- Born: 1955 or 1956 (age 69–70) Muskoday First Nation, Saskatchewan, Canada
- Genres: Folk
- Instruments: Vocals, guitar
- Formerly of: Chester Knight and the Wind

= Chester Knight =

Canadian singer-songwriter

Chester Knight (born 1955/1956) is a Canadian folk singer-songwriter from Saskatchewan. He is most noted for the 1999 album Falling Down, which won the Juno Award for Best Aboriginal Recording at the Juno Awards of 2000.

==Background==
A Cree musician originally from the Muskoday First Nation near Prince Albert, Knight also worked as an academic counsellor at the Saskatchewan Indian Federated College, later known as First Nations University of Canada, in Saskatoon.

He is the uncle of musician Eekwol.

==Musical career==
He was initially active in music as leader of the band Chester Knight and the Wind, in which he was the sole constant member; other supporting musicians over the band's lifetime included his brother Vernon Knight on backing vocals, bass player Darryl Ross, lead guitarists Malcolm Pooyak and Todd Duncan, and drummers K.K. Nogada, Robin Turner and Hal Schrenk.

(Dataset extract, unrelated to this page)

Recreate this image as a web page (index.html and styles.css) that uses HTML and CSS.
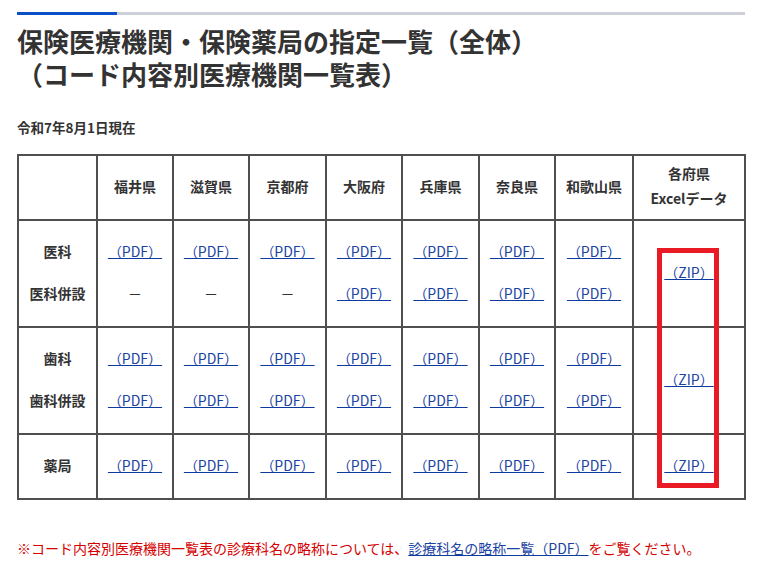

In 1996 the band released its debut album Freedom, which was shortlisted for Best Aboriginal Recording at the Juno Awards of 1997. Falling Down followed in 1999; in addition to its Juno Award win, the album won a Prairie Music Award and an Aboriginal Music Award. The following year, Falling Down was reissued in the United States with the alternate title Windfall.

Knight released the album Standing Strong in 2002 as a solo artist, although he still toured under the band name. Guest musicians on the album included Brandon Friesen, Lucie Idlout, Derek Miller and Paul Carrack. The album was again a Juno nominee for Aboriginal Recording at the Juno Awards of 2003, and Knight won Songwriter of the Year for "Cochise Was a Warrior" at the Aboriginal Music Awards. In 2004, his music video for "Love Fades Away" won the award for Best Music Video at the American Indian Film Festival.

With his band now consisting of his sons Lancelot and Daniel, a new album was in the planning stages in 2004. The album did not materialize, although Knight continued to perform selected festival tour dates in Western Canada.

In 2013, he released "Idle No More (Tomahawk)", a song inspired by the Idle No More activist movement which was his first new release since Standing Strong. He followed up in 2015 with the single "Indian Girl".